Current state: Accepted
Discussion thread: here
Please keep the discussion on the mailing list rather than commenting on the wiki (wiki discussions get unwieldy fast).
The tools migration effort is ongoing and being tracked in KAFKA-14525. This is part of a bigger initiative to split the core module into multiple modules (e.g. storage, network, security, tools), which is being tracked in KAFKA-14524.
The plan is to migrate tools and related classes in a fully compatible way from kafka.tools and kafka.admin packages (core module) to org.apache.kafka.tools package (tools module).
While kicking off this activity, we identified a number of potential compatibility issues:
- Missing wrapper: some tools do not have a wrapper script.
- There are system tests that directly refer to the tool's fully qualified class name (FQCN) and expect the old package name when running on old Kafka releases.
- They are often used for troubleshooting or automation through the kafka-run-class.sh script which takes the FQCN as input parameter.
- SPI argument: some tools have arguments for setting a custom SPI implementation to be used in place of the default implementation.
- Any custom SPI implementation depends on the old package name.
- Broken tool: some tools do not work on supported releases.
- Core dependency: some tools require access to non-trivial core classes that should be migrated first.
Detailed list of tools grouped by issue:
- Tools with missing wrapper script
- Tools with no wrapper script and used in system tests with version older than DEV_BRANCH
- Tools with no BAT wrapper script
- kafka.tools.ClusterTool (KAFKA-14614)
- Tools with SPI argument
- kafka.common.MessageReader used in kafka.tools.ConsoleProducer
- Tools that do not work on supported releases
- Tools with non trivial core classes dependencies
According to the KIP process, command line tools and arguments have to be considered public interface, so we want to maintain full compatibility or provide a deprecation period.
Rather than discussing common migration issues on a case by case basis, we would like to define some guidelines on how to address them in a consistent way.
Every tool should have its own wrapper script in bin and bin/windows directories.
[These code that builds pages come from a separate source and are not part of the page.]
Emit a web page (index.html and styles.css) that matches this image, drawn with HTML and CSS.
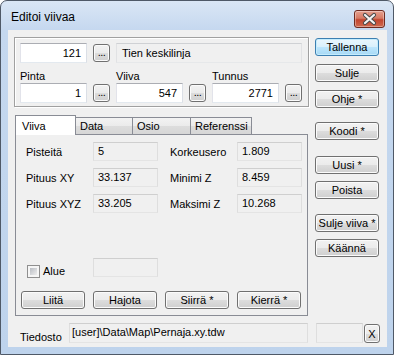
FILE: index.html
```html
<!DOCTYPE html>
<html lang="fi">
<head>
  <meta charset="UTF-8">
  <title>Editoi viivaa</title>
  <link rel="stylesheet" href="styles.css">
</head>
<body>

<div class="window">
  <div class="titlebar">
    <span class="title">Editoi viivaa</span>
    <span class="close">
      <svg width="31" height="18" viewBox="0 0 31 18">
        <path d="M11 5 L20 13 M20 5 L11 13" stroke="#4a4a4a" stroke-width="4.2" stroke-linecap="round"/>
        <path d="M11 5 L20 13 M20 5 L11 13" stroke="#f4f4f4" stroke-width="2.2" stroke-linecap="round"/>
      </svg>
    </span>
  </div>

  <div class="client">
    <div class="upper">
      <div class="main">

        <div class="group">
          <div class="edit num">121</div>
          <div class="btn dots">...</div>
          <div class="edit ro span4">Tien keskilinja</div>

          <div class="cap">Pinta</div>
          <div class="cap col3">Viiva</div>
          <div class="cap col5">Tunnus</div>

          <div class="edit num r3">1</div>
          <div class="btn dots r3">...</div>
          <div class="edit num r3">547</div>
          <div class="btn dots r3">...</div>
          <div class="edit num r3">2771</div>
          <div class="btn dots r3">...</div>
        </div>

        <div class="tabs">
          <div class="tab active">Viiva</div>
          <div class="tab w-data">Data</div>
          <div class="tab w-osio">Osio</div>
          <div class="tab w-ref">Referenssi</div>
        </div>

        <div class="panel">
          <div class="stats">
            <div class="lbl">Pisteitä</div>
            <div class="val">5</div>
            <div class="lbl col4">Korkeusero</div>
            <div class="val">1.809</div>

            <div class="lbl">Pituus XY</div>
            <div class="val">33.137</div>
            <div class="lbl col4">Minimi Z</div>
            <div class="val">8.459</div>

            <div class="lbl">Pituus XYZ</div>
            <div class="val">33.205</div>
            <div class="lbl col4">Maksimi Z</div>
            <div class="val">10.268</div>
          </div>

          <div class="alue">
            <div class="checkrow">
              <span class="check"></span>
              <span class="checklabel">Alue</span>
            </div>
            <div class="val"></div>
          </div>

          <div class="actions">
            <div class="btn act">Liitä</div>
            <div class="btn act">Hajota</div>
            <div class="btn act">Siirrä *</div>
            <div class="btn act">Kierrä *</div>
          </div>
        </div>

      </div>

      <div class="side">
        <div class="btn side-btn default">Tallenna</div>
        <div class="btn side-btn m8">Sulje</div>
        <div class="btn side-btn m8">Ohje *</div>
        <div class="btn side-btn m14">Koodi *</div>
        <div class="btn side-btn m16">Uusi *</div>
        <div class="btn side-btn m7">Poista</div>
        <div class="btn side-btn m15">Sulje viiva *</div>
        <div class="btn side-btn m7">Käännä</div>
      </div>
    </div>

    <div class="filerow">
      <div class="filelabel">Tiedosto</div>
      <div class="val file">[user]\Data\Map\Pernaja.xy.tdw</div>
      <div class="val small"></div>
      <div class="btn xbtn">X</div>
    </div>
  </div>
</div>

</body>
</html>
```

FILE: styles.css
```css
body { margin: 0; background: #fff; font-family: "Liberation Sans", Arial, sans-serif; font-size: 11px; color: #000; }

/* window frame */
.window { width: 394px; height: 355px; box-sizing: border-box; border: 1px solid #4f5967; border-radius: 7px 7px 0 0; background: linear-gradient(#dae6f5, #c5d8ef 29px, #bed3ec); display: flex; flex-direction: column; }
.titlebar { height: 29px; display: flex; align-items: flex-start; flex-shrink: 0; }
.title { font-size: 12px; line-height: 15px; margin: 9px 0 0 10px; }
.close { margin: 9px 8px 0 auto; width: 31px; height: 18px; box-sizing: border-box; border: 1px solid #6e2b20; border-radius: 3px; background: linear-gradient(#e6a08f, #d67a64 45%, #c2452f 55%, #cf6a4f); box-shadow: inset 0 0 0 1px rgba(255,255,255,0.35); display: flex; }
.close svg { margin: -1px; }

.client { margin: 0 6px 0 7px; height: 317px; background: #f0f0f0; display: flex; flex-direction: column; flex-shrink: 0; }
.upper { display: flex; }
.main { margin-left: 6px; width: 296px; }
.side { margin-left: 5px; width: 64px; display: flex; flex-direction: column; }

/* buttons */
.btn { box-sizing: border-box; border: 1px solid #707070; border-radius: 3px; background: linear-gradient(#f2f2f2, #ebebeb 50%, #dddddd 50%, #cfcfcf); box-shadow: inset 0 0 0 1px #fbfbfb; display: flex; align-items: center; justify-content: center; line-height: 13px; white-space: nowrap; }
.side-btn { height: 18px; }
.default { margin-top: 8px; border-color: #3c7fb1; background: linear-gradient(#eaf6fd, #d9f0fc 50%, #bee6fd 50%, #a7d9f5); box-shadow: inset 0 0 0 1px #c4ecfd; }
.m7 { margin-top: 7px; }
.m8 { margin-top: 8px; }
.m14 { margin-top: 14px; }
.m15 { margin-top: 15px; }
.m16 { margin-top: 16px; }
.dots { width: 17px; height: 18px; align-self: center; align-items: flex-end; padding-bottom: 2px; letter-spacing: -0.5px; }

/* edits */
.edit { box-sizing: border-box; height: 20px; border: 1px solid; border-color: #abadb3 #dbdfe6 #e3e9ef #e2e3ea; background: #fff; line-height: 13px; padding: 3px 5px 0 5px; }
.num { text-align: right; }
.ro { background: #f0f0f0; border-color: #cfd1d4 #e1e2e4 #e6e8ea #e1e2e4; }
.val { box-sizing: border-box; height: 19px; border: 1px solid; border-color: #cfcfcf #dedede #e4e4e4 #dedede; background: #f0f0f0; line-height: 13px; padding: 2px 4px 0 4px; white-space: nowrap; }

/* top group */
.group { box-sizing: border-box; width: 295px; height: 70px; margin: 7px 0 8px; border: 1px solid #a0a0a0; box-shadow: inset 1px 1px 0 #fff, 1px 1px 0 #fff; padding: 5px 0 0 5px; display: grid; grid-template-columns: 67px 17px 67px 17px 67px 17px; grid-template-rows: 20px 20px 20px; column-gap: 6px; }
.span4 { grid-column: 3 / 7; padding-left: 5px; }
.cap { grid-row: 2; grid-column: 1; align-self: end; line-height: 13px; }
.cap.col3 { grid-column: 3; }
.cap.col5 { grid-column: 5; }
.r3 { grid-row: 3; }

/* tabs */
.tabs { display: flex; align-items: flex-end; height: 19px; margin-left: 1px; }
.tab { box-sizing: border-box; height: 17px; border: 1px solid #898c95; border-bottom: none; background: linear-gradient(#f3f3f3, #ebebeb 50%, #dddddd 50%, #d6d6d6); line-height: 13px; padding: 2px 0 0 4px; margin-left: -1px; }
.tab.active { position: relative; z-index: 1; width: 61px; height: 20px; margin: 0 0 -1px 0; background: #fff; padding: 4px 0 0 6px; }
.w-data { width: 58px; }
.w-osio { width: 59px; }
.w-ref { width: 62px; }

.panel { box-sizing: border-box; width: 293px; height: 182px; margin-left: 1px; border: 1px solid #898c95; background: #f0f0f0; padding: 7px 0 0 5px; }
.stats { margin-left: 5px; display: grid; grid-template-columns: 67px 65px 67px 65px; grid-auto-rows: 19px; row-gap: 7px; }
.lbl { padding-top: 4px; line-height: 13px; white-space: nowrap; }
.lbl.col4 { margin-left: 12px; margin-right: -12px; }
.stats .col4 + .val { margin-left: 12px; margin-right: -12px; }

.alue { margin: 45px 0 0 5px; display: grid; grid-template-columns: 67px 65px; height: 19px; }
.checkrow { display: flex; align-items: center; margin-top: 7px; height: 13px; margin-left: 1px; }
.check { width: 13px; height: 13px; box-sizing: border-box; border: 1px solid #8f8f8f; padding: 2px; background: linear-gradient(135deg, #b9bdc3, #eeeeee) content-box, #f6f6f6; }
.checklabel { margin-left: 3px; line-height: 13px; }

.actions { margin-top: 14px; display: flex; gap: 8px; }
.act { width: 64px; height: 18px; }

/* file row */
.filerow { display: flex; margin: 7px 0 0 12px; height: 20px; }
.filelabel { width: 49px; align-self: flex-end; line-height: 13px; margin-bottom: -1px; }
.file { width: 239px; height: 20px; padding-left: 2px; }
.small { width: 47px; height: 20px; margin-left: 8px; }
.xbtn { width: 16px; height: 19px; margin: 1px 0 0 1px; padding-top: 1px; }
```
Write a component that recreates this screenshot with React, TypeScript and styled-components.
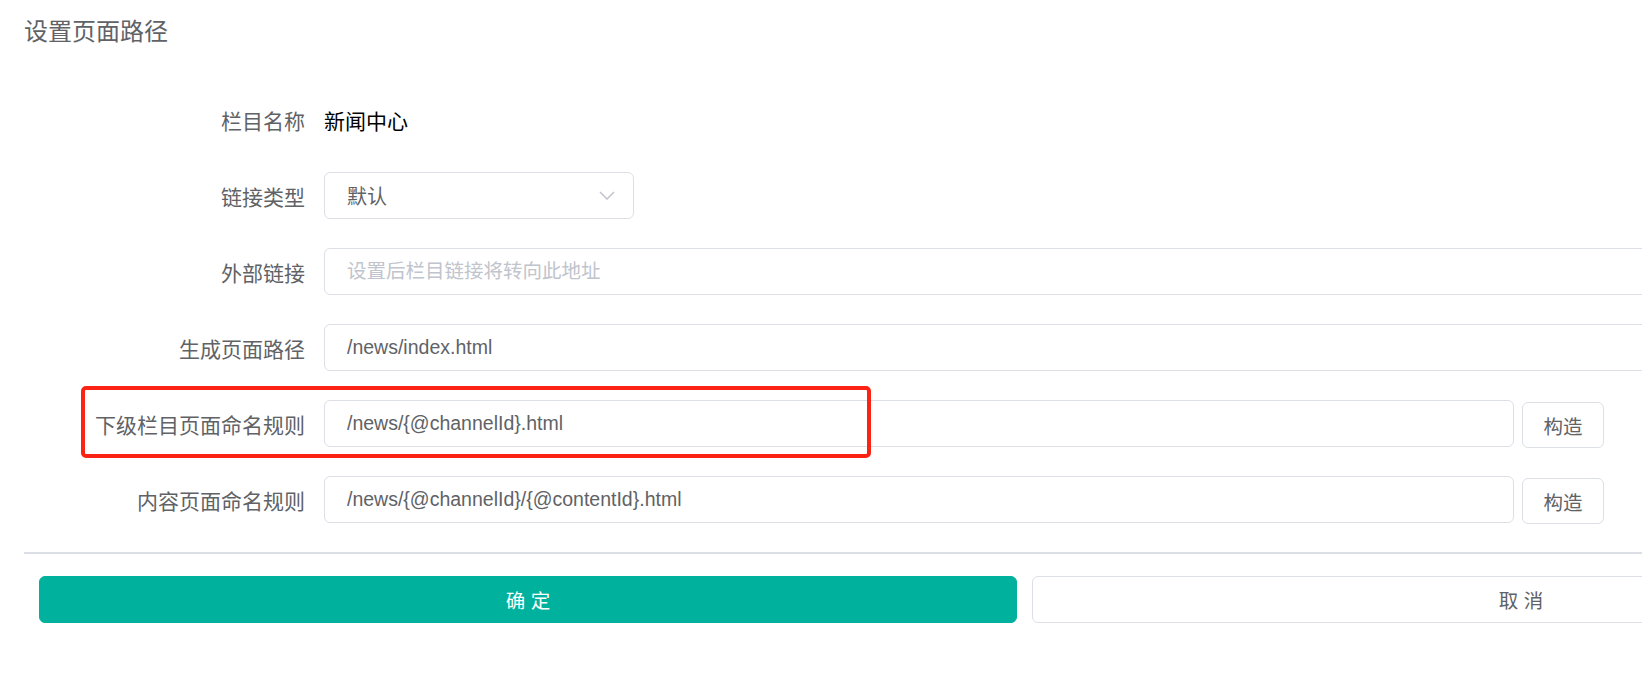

If a system test refers to the tool's FQCN, it should be updated to use the wrapper script name.
During the package deprecation period, we should provide a redirection to the new compatible implementation via reflection. We should also add a note in the release changes and create a sub-task as a reminder to remove the redirection in the next major release.
We only have one tool with this issue (kafka.tools.ConsoleProducer) and a number of known external implementations. We can address this as originally proposed in KIP-641.
We only have one tool with this issue (kafka.tools.StateChangeLogMerger), which is tracked in KAFKA-7735. This tool has been broken since 2.0 release, so it means that there is not much interest and we should simply deprecate.
However, the work for migrating and fixing this tool is on-going, but not included in the scope of this KIP.
Most tools communicate via Kafka protocol by using client classes, so they can be migrated without dependencies on core. Instead, tools with non-trivial dependencies on core (e.g. log message parsers) should wait until all required dependencies are migrated. If present, we should set related tasks as blockers for the tool migration sub-task.
Compatibility, Deprecation, and Migration Plan
- Migrated tools must be fully compatible with the old implementation.
- The old package name must be deprecated in the target release (e.g. 3.5) and redirection removed in the next major release (e.g. 4.0).
Existing users will get a deprecation warning when using the old package name, while old SPIs and classes will be marked as deprecated.
All unit/integration tests should be migrated or added in case they are missing. All affected system tests have to pass with the new implementation.
- One option to address the missing wrapper and SPI argument issues would be to create a :tools:deprecated sub module hosting all deprecated classes with the old package name. This is mainly driven by the single root package checkstyle limitation.
- Another option to address the missing wrapper issue would be to let the kafka-run-class script do the redirection by going through all input parameters and replacing the old package name with the new one. This adds some delay to every command.